What is being asked —
Omit any picture, and return the remaining data exactly as written.

Available data —
* * * * * * * * *
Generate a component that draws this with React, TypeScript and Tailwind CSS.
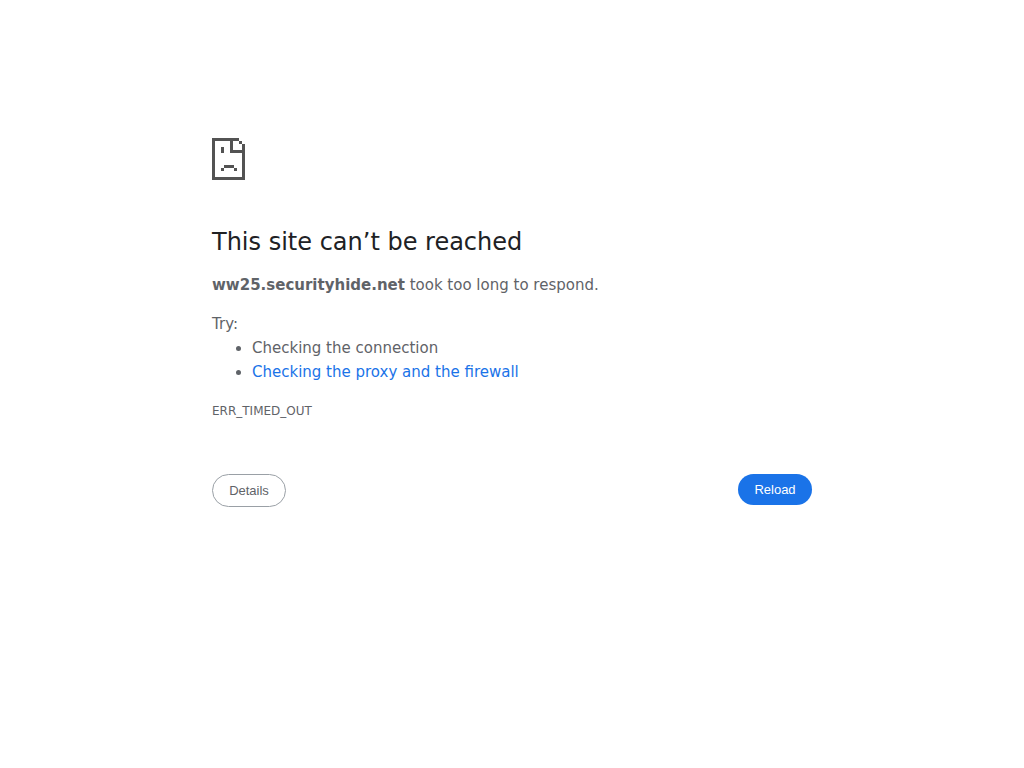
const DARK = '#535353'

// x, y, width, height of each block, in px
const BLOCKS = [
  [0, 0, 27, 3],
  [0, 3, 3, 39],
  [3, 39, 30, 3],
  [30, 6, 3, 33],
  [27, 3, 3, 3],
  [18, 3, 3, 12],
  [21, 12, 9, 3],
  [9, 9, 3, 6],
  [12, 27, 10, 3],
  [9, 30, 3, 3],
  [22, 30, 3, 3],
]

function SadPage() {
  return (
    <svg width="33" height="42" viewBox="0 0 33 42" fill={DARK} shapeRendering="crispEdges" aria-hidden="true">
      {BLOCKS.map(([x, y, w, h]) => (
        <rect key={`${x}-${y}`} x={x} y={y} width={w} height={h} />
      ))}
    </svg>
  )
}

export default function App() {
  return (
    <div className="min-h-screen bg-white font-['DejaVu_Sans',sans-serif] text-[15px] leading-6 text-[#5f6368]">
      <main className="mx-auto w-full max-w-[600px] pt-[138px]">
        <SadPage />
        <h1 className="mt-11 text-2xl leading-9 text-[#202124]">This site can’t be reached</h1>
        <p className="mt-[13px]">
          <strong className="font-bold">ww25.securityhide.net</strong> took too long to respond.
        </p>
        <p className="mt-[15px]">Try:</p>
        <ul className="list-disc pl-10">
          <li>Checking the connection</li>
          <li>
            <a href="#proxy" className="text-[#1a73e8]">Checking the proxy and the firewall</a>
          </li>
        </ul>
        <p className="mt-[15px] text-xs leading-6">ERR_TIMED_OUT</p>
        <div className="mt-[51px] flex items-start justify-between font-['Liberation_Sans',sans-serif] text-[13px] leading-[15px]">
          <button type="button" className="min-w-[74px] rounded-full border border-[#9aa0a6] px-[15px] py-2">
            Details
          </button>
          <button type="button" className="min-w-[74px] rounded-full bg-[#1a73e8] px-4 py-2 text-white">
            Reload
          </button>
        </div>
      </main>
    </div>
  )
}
* * * * * * * * *
Output of the task —
Generate a component that draws this with React, TypeScript and Tailwind CSS.
const DARK = '#535353'

// x, y, width, height of each block, in px
const BLOCKS = [
  [0, 0, 27, 3],
  [0, 3, 3, 39],
  [3, 39, 30, 3],
  [30, 6, 3, 33],
  [27, 3, 3, 3],
  [18, 3, 3, 12],
  [21, 12, 9, 3],
  [9, 9, 3, 6],
  [12, 27, 10, 3],
  [9, 30, 3, 3],
  [22, 30, 3, 3],
]

function SadPage() {
  return (
    <svg width="33" height="42" viewBox="0 0 33 42" fill={DARK} shapeRendering="crispEdges" aria-hidden="true">
      {BLOCKS.map(([x, y, w, h]) => (
        <rect key={`${x}-${y}`} x={x} y={y} width={w} height={h} />
      ))}
    </svg>
  )
}

export default function App() {
  return (
    <div className="min-h-screen bg-white font-['DejaVu_Sans',sans-serif] text-[15px] leading-6 text-[#5f6368]">
      <main className="mx-auto w-full max-w-[600px] pt-[138px]">
        <SadPage />
        <h1 className="mt-11 text-2xl leading-9 text-[#202124]">This site can’t be reached</h1>
        <p className="mt-[13px]">
          <strong className="font-bold">ww25.securityhide.net</strong> took too long to respond.
        </p>
        <p className="mt-[15px]">Try:</p>
        <ul className="list-disc pl-10">
          <li>Checking the connection</li>
          <li>
            <a href="#proxy" className="text-[#1a73e8]">Checking the proxy and the firewall</a>
          </li>
        </ul>
        <p className="mt-[15px] text-xs leading-6">ERR_TIMED_OUT</p>
        <div className="mt-[51px] flex items-start justify-between font-['Liberation_Sans',sans-serif] text-[13px] leading-[15px]">
          <button type="button" className="min-w-[74px] rounded-full border border-[#9aa0a6] px-[15px] py-2">
            Details
          </button>
          <button type="button" className="min-w-[74px] rounded-full bg-[#1a73e8] px-4 py-2 text-white">
            Reload
          </button>
        </div>
      </main>
    </div>
  )
}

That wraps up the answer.